Off with your heads! Ha ha.
I will have to do something with Richard, because I notice that no one in this show seems to have a Meaningful Personal Relationship. Or if they do one of them gets killed off, leaving the other to pine mournfully and dangerously, affecting the safety of their co-workers in Intensely Critical Moments. My inclination is to use this fellow, the devastatingly handsome Zaph, because a) he resembles Richard, and b) he already knows how to behave in terms of Photo Op Protocol. He's also amazing at kicking people in the throat when they walk through the door with a gun in their hands. Perhaps he could be my Personal Assistant. Show me how to kick people who walk through my door with guns in their hands. Train my recalcitrant friends. We could share Intimate Moments during Tense Decisions. Drink a lot and feel sad with the burdens of the future.

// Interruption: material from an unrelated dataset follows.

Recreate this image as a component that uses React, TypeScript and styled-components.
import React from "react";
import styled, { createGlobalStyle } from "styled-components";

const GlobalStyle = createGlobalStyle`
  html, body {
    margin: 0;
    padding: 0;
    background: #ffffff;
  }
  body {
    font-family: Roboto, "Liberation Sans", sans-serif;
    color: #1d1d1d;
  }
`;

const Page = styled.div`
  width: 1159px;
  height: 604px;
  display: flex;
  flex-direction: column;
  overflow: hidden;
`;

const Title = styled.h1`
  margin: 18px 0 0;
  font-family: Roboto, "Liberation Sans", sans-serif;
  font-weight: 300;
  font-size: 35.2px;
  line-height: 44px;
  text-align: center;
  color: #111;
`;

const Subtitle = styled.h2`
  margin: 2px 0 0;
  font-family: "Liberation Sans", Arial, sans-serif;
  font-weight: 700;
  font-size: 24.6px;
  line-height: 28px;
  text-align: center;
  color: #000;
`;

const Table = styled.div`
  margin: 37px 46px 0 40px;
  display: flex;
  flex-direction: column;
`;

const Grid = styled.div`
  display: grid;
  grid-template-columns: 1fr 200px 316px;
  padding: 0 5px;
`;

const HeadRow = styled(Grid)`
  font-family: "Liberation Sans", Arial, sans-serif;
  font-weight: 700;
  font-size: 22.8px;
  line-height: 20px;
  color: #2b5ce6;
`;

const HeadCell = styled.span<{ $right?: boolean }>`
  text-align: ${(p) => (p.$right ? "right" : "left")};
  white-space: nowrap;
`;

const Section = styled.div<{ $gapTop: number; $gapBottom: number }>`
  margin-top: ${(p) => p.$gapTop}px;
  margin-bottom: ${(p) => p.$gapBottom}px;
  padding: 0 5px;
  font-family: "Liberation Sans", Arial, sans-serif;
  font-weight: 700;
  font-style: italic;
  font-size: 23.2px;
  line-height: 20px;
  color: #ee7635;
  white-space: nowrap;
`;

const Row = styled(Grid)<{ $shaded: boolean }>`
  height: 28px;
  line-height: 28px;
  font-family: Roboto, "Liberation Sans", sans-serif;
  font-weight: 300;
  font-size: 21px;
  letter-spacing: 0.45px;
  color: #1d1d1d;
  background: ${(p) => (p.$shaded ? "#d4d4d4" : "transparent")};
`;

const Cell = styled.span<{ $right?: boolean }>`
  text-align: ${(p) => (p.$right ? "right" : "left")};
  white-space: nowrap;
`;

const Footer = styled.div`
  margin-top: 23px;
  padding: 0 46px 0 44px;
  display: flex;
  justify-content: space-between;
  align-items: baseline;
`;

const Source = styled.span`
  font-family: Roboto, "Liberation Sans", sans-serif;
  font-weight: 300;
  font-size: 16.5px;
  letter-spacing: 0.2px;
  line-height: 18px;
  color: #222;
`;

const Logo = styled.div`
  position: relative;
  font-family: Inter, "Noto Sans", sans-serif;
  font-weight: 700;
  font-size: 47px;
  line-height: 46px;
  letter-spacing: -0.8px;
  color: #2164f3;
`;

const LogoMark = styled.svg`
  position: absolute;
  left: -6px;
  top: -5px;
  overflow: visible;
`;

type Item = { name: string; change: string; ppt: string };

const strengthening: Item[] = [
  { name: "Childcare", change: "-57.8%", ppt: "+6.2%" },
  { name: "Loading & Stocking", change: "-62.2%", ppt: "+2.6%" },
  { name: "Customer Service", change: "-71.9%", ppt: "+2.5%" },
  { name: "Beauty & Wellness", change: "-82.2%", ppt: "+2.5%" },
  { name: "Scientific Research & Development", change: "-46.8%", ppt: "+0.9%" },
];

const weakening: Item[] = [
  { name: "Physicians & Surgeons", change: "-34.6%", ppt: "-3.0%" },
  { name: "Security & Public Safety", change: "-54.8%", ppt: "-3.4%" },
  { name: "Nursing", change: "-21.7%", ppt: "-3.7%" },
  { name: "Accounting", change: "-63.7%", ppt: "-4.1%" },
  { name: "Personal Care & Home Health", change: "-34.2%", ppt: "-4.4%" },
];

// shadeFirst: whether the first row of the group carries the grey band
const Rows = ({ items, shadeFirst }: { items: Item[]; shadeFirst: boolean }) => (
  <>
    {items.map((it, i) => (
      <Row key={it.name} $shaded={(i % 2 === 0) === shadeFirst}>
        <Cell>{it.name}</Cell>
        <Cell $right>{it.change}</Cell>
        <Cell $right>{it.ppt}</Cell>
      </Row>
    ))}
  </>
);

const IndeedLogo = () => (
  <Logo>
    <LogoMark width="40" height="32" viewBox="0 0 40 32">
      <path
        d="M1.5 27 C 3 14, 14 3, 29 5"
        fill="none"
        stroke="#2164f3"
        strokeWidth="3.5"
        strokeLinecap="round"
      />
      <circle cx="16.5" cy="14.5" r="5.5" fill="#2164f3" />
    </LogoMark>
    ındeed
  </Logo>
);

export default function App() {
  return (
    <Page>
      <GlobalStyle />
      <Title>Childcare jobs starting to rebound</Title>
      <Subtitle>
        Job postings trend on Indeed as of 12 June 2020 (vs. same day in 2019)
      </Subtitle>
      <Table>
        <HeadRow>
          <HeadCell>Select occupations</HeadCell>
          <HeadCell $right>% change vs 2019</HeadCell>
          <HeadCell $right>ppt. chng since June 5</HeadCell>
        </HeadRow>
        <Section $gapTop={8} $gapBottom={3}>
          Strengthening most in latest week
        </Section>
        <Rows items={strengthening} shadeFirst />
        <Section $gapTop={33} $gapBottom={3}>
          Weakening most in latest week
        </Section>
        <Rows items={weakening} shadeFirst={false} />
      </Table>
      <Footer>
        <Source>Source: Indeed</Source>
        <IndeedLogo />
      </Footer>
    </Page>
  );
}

I could also pinch some of his wardrobe for Richard. Richard could really use a long black coat like this one. That might mollify him for having to sit the season out.
Someone has to watch the children.
As Lead Spook, with my
I'd need a Right Hand Man, too. I could use this fellow...oh, wait, I already went through this, didn't I? He's just so, err, photogenic. The more I
Mixing up my real life with television life? No, I don't think I am. Why do you ask?
From what I've seen, Roz doesn't seem to have a best side. She does a lot of head shots. Close ups. She also wears a lot of face make-up. I wonder if I'd need to wear face make-up in my new life, because I don't really like wearing face-makeup.
But she has a killer wardrobe so perhaps I could overlook the makeup. She has a black jacket I quite covet. She wears the black jacket and glares and scares the pants off all the men. I am excellent at glaring. Ask my kids. Well, the children who used to live here. The ones with the wonky Security Tags who live in the basement. Under the stairs. With the husband.
I will also need to change all the lighting in the house, because I've noticed that everyone on this show is lit from below. This could be tricky. Might mean a trip to IKEA to get some cheap industrial lighting. Might also mean that my double chin will be, err, enhanced. Not good for those Torrid Romance scenes.
Almost forgot that I would need to have a Toffee-Nosed Friend to make Rude Remarks about people. Someone like this fellow, who says things like
"Ahhh, I see you've brought Terrier Tom! Well, now, I thought it might be rather jolly if we walked about a bit. It always gives one a bit of a frisson, don't you find, going amongst the plebs talking of high state secrets?"
He could be exceedingly rude, alienate everyone, yet still maintain the humour ratings for me. (did you know that Emma Thompson once described him this way: "He's very likeably oily - sort of like a well-hung eel.")
I'm going to have to think about cameos, I guess. Get some Influential People making Guest Appearances at my house periodically. The only person I know who might qualify in this regard is someone who knows someone who works for Stephane Dion, but Stephane Dion is so, umm, dull. I can't see him making witty rejoindures. Looking unctuous. Flirty yet evil.
I will have to think about this bit some more.
Finally, I will have to have someone with which I could Spar Sexily With At The Office. You know, fight about which mission we go on next and stuff. Whether we're Losing Perspective At Critical Junctures. Whether we should trust our source. If we should go rogue or not. When to pull out of the mission. Who gets to kick who in the throat when we burst into buildings full of Bad People. Who gets the bullet proof vest. And for that I choose this fellow. He has buckets of gravitas, looks great while running down a dark alley, likes to drink scotch, and he can wear the heck out of a black turtle neck. Plus, he's friends with Zaph, so the two of them won't fight constantly over me.
My Life As A Spy. Has a nice ring to it, doesn't it?